La fine delle grandi narrazioni ha lasciato un campo minato. Senza più soggetti collettivi in grado di articolare quelle narrazioni, di spiegarle e di scriverne gli sviluppi, rimangono monconi, code di lucertola che continuano a muoversi, anche quando il corpo le ha abbandonate ed è morto.
È ciò che plasticamente, in tanta parte dell’opinione pubblica italiana, è emerso di fronte a ciò che è accaduto in Israele. Chi giustifica o ridimensiona o minimizza o “contestualizza” l’orrore dell’attacco, terroristico perché non c’è altro aggettivo, di Hamas, lo fa, più o meno consapevolmente, perché attinge all’ultimo schema di interpretazione a disposizione della memoria collettiva.
Accade soprattutto in Italia, ma non solo in Italia. Sopravvive, nell’inconscio collettivo della sinistra, la potente opera di costruzione e diffusione, per affinità ma soprattutto per tattica nel mezzo della guerra fredda, del manto ideologico attorno ad Arafat e Al Fatah come prodotti di successo: materie prime locali, produzione sovietica, grande distribuzione internazionale affidata a partiti e movimenti variegati.
Un’era geologica fa, ma appunto l’unica narrazione disponibile seppure in forma di reliquia. L’ideologia è la più potente benda per nascondere agli occhi la realtà, per non fare i conti con gli errori (e gli orrori).
Non vedere l’estinzione del socialismo arabo; non vedere i paralleli tra Hamas e le esperienze fondamentaliste; non vedere, retrospettivamente, l’insensatezza di inserire la questione israelopalestinese nelle coordinate Est/Ovest; non vedere l’impatto del cambio, violento, di egemonia tra i palestinesi sulla politica e l’opinione pubblica israeliane; non vedere le condizioni in cui i vertici palestinesi, ora e allora, hanno tenuto le popolazioni loro affidate; e, infine, continuare a invocare la soluzione dei due Stati, la tregua, la trattativa, quando Hamas ha nel proprio DNA la distruzione di Israele.

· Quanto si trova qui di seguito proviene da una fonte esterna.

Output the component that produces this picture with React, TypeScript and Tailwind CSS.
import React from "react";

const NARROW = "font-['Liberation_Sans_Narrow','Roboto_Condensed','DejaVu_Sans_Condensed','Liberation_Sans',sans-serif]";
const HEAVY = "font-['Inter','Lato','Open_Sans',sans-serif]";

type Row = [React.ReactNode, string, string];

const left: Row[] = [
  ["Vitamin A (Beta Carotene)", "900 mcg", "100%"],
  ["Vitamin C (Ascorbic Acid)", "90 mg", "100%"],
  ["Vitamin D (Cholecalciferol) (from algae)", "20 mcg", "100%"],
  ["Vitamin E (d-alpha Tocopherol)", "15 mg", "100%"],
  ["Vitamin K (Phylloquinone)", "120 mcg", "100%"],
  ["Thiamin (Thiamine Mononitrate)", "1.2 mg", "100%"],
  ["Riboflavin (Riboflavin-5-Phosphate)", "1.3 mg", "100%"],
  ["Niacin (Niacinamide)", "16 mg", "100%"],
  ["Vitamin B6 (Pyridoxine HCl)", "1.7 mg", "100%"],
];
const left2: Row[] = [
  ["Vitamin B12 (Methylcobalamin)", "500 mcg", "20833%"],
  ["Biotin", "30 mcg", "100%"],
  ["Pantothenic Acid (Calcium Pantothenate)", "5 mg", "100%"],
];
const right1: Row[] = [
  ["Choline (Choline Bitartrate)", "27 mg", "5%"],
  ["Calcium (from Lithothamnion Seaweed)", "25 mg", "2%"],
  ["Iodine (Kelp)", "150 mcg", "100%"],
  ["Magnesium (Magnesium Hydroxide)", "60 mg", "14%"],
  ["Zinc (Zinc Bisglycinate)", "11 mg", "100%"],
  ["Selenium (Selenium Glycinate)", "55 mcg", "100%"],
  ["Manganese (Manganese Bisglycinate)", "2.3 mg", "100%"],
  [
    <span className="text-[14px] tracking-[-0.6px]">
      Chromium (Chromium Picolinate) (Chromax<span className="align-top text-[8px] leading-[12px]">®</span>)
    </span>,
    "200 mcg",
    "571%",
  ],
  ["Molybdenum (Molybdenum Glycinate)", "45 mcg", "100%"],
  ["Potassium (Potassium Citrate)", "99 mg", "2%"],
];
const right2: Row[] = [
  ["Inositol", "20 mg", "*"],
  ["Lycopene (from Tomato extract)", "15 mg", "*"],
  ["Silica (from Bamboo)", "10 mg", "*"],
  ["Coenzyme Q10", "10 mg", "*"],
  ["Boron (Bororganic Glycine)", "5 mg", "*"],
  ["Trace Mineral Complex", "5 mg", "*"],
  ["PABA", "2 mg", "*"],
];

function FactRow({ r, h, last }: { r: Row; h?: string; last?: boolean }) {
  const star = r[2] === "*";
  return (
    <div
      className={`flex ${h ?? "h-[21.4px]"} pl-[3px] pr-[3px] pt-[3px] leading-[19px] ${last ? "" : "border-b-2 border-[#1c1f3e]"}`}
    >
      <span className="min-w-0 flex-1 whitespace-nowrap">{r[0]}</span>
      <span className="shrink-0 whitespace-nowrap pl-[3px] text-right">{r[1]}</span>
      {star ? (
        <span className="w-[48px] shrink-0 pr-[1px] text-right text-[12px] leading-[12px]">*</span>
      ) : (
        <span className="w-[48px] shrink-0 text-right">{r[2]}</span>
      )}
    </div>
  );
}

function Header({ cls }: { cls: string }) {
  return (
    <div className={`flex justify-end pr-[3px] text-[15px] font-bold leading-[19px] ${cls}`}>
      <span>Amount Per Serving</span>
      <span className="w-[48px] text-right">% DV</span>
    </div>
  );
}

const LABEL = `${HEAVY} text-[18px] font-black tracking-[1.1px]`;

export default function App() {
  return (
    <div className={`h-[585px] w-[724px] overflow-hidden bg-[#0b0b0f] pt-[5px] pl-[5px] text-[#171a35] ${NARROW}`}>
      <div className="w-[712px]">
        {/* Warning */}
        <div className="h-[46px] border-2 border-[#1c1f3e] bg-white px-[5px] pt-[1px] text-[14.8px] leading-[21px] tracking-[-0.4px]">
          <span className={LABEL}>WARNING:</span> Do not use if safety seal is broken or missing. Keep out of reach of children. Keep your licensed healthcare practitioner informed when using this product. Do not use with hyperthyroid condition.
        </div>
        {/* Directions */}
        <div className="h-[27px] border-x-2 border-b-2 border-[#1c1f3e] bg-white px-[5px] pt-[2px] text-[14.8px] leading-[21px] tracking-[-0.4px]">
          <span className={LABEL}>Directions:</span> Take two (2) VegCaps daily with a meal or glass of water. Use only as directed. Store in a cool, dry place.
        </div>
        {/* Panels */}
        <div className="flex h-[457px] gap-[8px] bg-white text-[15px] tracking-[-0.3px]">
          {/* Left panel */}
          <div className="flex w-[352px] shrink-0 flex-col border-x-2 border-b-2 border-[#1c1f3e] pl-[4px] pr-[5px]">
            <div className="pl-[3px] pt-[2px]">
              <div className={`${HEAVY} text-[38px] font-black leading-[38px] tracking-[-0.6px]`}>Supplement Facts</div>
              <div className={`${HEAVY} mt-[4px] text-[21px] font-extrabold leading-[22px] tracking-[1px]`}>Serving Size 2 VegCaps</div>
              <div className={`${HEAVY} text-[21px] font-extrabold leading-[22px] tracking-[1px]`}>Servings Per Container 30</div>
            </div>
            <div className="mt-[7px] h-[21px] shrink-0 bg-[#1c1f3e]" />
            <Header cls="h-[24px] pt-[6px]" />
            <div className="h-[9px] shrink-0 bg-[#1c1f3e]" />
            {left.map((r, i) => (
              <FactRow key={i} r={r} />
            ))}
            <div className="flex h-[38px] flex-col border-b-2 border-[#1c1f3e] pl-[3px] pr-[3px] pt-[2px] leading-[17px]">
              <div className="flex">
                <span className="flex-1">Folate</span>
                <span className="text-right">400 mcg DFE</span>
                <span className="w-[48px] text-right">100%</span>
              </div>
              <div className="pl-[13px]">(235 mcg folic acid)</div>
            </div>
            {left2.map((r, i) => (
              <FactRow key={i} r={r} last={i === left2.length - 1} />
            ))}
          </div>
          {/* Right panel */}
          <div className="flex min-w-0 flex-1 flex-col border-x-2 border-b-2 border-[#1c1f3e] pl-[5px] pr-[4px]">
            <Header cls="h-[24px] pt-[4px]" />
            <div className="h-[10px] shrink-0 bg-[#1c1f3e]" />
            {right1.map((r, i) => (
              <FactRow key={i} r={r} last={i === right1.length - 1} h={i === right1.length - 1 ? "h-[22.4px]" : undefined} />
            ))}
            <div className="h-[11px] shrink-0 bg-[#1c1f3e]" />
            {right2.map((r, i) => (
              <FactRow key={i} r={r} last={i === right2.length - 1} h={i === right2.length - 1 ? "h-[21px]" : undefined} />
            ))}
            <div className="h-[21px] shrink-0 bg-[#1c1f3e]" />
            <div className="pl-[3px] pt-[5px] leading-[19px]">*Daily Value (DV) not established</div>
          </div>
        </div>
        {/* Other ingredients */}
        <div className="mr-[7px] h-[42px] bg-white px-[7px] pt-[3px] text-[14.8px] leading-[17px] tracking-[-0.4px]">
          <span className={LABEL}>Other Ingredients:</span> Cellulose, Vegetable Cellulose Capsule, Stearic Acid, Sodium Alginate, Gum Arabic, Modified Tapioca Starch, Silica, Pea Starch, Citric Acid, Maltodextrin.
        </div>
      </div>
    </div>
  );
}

Tutta questa cecità ha una sola causa, lo si riconosca o no: l’opinione pubblica, italiana soprattutto, di sinistra soprattutto, si muove come la coda della lucertola. Impazzita, in base a impulsi, non più attuali, di un corpo che non c’è più. Che forse aveva ragione un tempo, o forse no, ma sicuramente non può più dire nulla.